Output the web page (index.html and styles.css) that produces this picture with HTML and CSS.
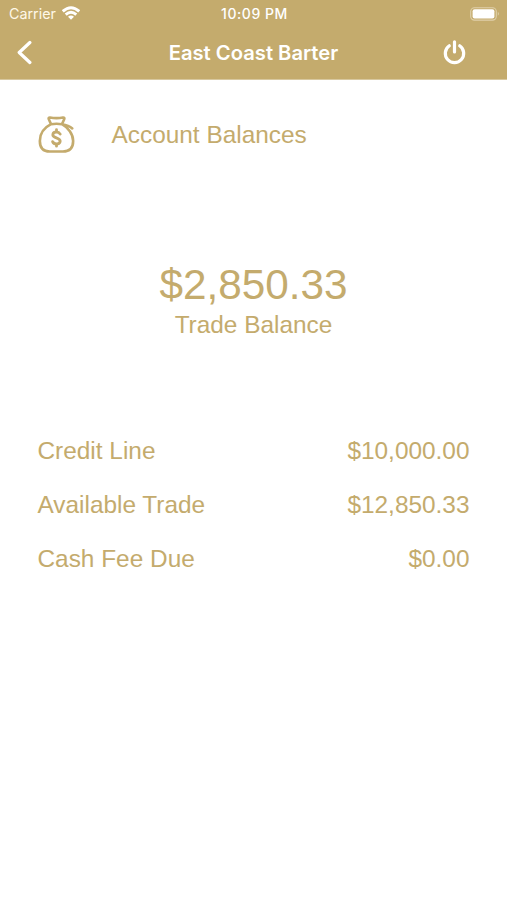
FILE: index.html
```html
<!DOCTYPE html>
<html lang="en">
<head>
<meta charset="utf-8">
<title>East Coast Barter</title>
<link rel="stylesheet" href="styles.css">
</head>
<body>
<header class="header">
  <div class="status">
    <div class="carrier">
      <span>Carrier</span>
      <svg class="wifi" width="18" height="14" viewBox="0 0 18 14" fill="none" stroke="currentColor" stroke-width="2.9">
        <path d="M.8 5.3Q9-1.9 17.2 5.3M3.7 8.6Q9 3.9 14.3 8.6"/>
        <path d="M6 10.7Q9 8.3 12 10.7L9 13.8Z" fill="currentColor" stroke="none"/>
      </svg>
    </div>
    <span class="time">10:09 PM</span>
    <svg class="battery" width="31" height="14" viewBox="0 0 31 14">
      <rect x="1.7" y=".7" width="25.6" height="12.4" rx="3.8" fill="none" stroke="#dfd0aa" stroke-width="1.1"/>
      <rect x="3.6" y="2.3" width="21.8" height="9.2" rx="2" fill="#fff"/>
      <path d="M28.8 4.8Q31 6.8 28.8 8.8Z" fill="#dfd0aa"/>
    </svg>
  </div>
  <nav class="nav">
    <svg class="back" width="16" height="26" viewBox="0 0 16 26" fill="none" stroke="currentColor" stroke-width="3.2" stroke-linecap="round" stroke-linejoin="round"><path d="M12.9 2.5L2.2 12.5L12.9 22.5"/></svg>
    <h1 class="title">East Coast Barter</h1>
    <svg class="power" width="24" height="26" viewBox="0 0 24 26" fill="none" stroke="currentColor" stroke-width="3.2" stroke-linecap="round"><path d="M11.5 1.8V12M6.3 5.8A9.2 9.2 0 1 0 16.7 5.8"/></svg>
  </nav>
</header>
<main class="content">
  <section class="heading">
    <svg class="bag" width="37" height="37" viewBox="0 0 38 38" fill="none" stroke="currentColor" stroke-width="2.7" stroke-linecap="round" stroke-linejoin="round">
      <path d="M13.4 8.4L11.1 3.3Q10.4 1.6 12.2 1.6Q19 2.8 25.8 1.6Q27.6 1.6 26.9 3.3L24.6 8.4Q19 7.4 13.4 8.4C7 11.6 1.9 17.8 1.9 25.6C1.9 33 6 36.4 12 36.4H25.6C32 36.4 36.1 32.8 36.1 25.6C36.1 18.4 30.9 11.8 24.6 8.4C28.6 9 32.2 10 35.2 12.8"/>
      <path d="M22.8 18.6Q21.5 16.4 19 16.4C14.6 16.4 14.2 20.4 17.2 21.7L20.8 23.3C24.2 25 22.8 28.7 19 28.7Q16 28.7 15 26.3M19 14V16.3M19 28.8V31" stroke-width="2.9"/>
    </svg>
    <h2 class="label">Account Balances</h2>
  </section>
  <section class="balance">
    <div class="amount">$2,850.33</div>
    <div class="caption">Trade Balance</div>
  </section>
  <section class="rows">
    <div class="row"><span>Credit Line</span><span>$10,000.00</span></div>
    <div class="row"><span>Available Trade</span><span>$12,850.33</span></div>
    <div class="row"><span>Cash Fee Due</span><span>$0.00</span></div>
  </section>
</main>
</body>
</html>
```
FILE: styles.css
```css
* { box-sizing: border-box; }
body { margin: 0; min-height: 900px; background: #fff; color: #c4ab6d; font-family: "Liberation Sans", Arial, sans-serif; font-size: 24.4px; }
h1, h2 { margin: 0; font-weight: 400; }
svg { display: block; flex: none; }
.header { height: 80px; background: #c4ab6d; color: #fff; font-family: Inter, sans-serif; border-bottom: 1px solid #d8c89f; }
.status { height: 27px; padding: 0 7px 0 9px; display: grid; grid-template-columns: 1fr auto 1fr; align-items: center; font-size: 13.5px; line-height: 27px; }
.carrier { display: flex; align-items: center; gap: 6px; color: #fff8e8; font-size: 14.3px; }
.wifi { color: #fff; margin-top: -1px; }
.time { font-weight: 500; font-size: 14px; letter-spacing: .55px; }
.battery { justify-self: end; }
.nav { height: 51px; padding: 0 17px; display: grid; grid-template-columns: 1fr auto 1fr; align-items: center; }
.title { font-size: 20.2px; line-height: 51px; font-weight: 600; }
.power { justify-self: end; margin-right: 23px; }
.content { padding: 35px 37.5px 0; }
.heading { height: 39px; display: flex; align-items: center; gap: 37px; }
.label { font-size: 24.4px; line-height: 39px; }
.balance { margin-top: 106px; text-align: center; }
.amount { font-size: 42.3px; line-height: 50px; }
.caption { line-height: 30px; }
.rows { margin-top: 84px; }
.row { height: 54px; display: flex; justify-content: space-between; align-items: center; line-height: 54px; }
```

___

» Problem to solve
Reproduce the data verbatim. Do not carry any picture into the copy.

» Task answer
Output the web page (index.html and styles.css) that produces this picture with HTML and CSS.
FILE: index.html
```html
<!DOCTYPE html>
<html lang="en">
<head>
<meta charset="utf-8">
<title>East Coast Barter</title>
<link rel="stylesheet" href="styles.css">
</head>
<body>
<header class="header">
  <div class="status">
    <div class="carrier">
      <span>Carrier</span>
      <svg class="wifi" width="18" height="14" viewBox="0 0 18 14" fill="none" stroke="currentColor" stroke-width="2.9">
        <path d="M.8 5.3Q9-1.9 17.2 5.3M3.7 8.6Q9 3.9 14.3 8.6"/>
        <path d="M6 10.7Q9 8.3 12 10.7L9 13.8Z" fill="currentColor" stroke="none"/>
      </svg>
    </div>
    <span class="time">10:09 PM</span>
    <svg class="battery" width="31" height="14" viewBox="0 0 31 14">
      <rect x="1.7" y=".7" width="25.6" height="12.4" rx="3.8" fill="none" stroke="#dfd0aa" stroke-width="1.1"/>
      <rect x="3.6" y="2.3" width="21.8" height="9.2" rx="2" fill="#fff"/>
      <path d="M28.8 4.8Q31 6.8 28.8 8.8Z" fill="#dfd0aa"/>
    </svg>
  </div>
  <nav class="nav">
    <svg class="back" width="16" height="26" viewBox="0 0 16 26" fill="none" stroke="currentColor" stroke-width="3.2" stroke-linecap="round" stroke-linejoin="round"><path d="M12.9 2.5L2.2 12.5L12.9 22.5"/></svg>
    <h1 class="title">East Coast Barter</h1>
    <svg class="power" width="24" height="26" viewBox="0 0 24 26" fill="none" stroke="currentColor" stroke-width="3.2" stroke-linecap="round"><path d="M11.5 1.8V12M6.3 5.8A9.2 9.2 0 1 0 16.7 5.8"/></svg>
  </nav>
</header>
<main class="content">
  <section class="heading">
    <svg class="bag" width="37" height="37" viewBox="0 0 38 38" fill="none" stroke="currentColor" stroke-width="2.7" stroke-linecap="round" stroke-linejoin="round">
      <path d="M13.4 8.4L11.1 3.3Q10.4 1.6 12.2 1.6Q19 2.8 25.8 1.6Q27.6 1.6 26.9 3.3L24.6 8.4Q19 7.4 13.4 8.4C7 11.6 1.9 17.8 1.9 25.6C1.9 33 6 36.4 12 36.4H25.6C32 36.4 36.1 32.8 36.1 25.6C36.1 18.4 30.9 11.8 24.6 8.4C28.6 9 32.2 10 35.2 12.8"/>
      <path d="M22.8 18.6Q21.5 16.4 19 16.4C14.6 16.4 14.2 20.4 17.2 21.7L20.8 23.3C24.2 25 22.8 28.7 19 28.7Q16 28.7 15 26.3M19 14V16.3M19 28.8V31" stroke-width="2.9"/>
    </svg>
    <h2 class="label">Account Balances</h2>
  </section>
  <section class="balance">
    <div class="amount">$2,850.33</div>
    <div class="caption">Trade Balance</div>
  </section>
  <section class="rows">
    <div class="row"><span>Credit Line</span><span>$10,000.00</span></div>
    <div class="row"><span>Available Trade</span><span>$12,850.33</span></div>
    <div class="row"><span>Cash Fee Due</span><span>$0.00</span></div>
  </section>
</main>
</body>
</html>
```
FILE: styles.css
```css
* { box-sizing: border-box; }
body { margin: 0; min-height: 900px; background: #fff; color: #c4ab6d; font-family: "Liberation Sans", Arial, sans-serif; font-size: 24.4px; }
h1, h2 { margin: 0; font-weight: 400; }
svg { display: block; flex: none; }
.header { height: 80px; background: #c4ab6d; color: #fff; font-family: Inter, sans-serif; border-bottom: 1px solid #d8c89f; }
.status { height: 27px; padding: 0 7px 0 9px; display: grid; grid-template-columns: 1fr auto 1fr; align-items: center; font-size: 13.5px; line-height: 27px; }
.carrier { display: flex; align-items: center; gap: 6px; color: #fff8e8; font-size: 14.3px; }
.wifi { color: #fff; margin-top: -1px; }
.time { font-weight: 500; font-size: 14px; letter-spacing: .55px; }
.battery { justify-self: end; }
.nav { height: 51px; padding: 0 17px; display: grid; grid-template-columns: 1fr auto 1fr; align-items: center; }
.title { font-size: 20.2px; line-height: 51px; font-weight: 600; }
.power { justify-self: end; margin-right: 23px; }
.content { padding: 35px 37.5px 0; }
.heading { height: 39px; display: flex; align-items: center; gap: 37px; }
.label { font-size: 24.4px; line-height: 39px; }
.balance { margin-top: 106px; text-align: center; }
.amount { font-size: 42.3px; line-height: 50px; }
.caption { line-height: 30px; }
.rows { margin-top: 84px; }
.row { height: 54px; display: flex; justify-content: space-between; align-items: center; line-height: 54px; }
```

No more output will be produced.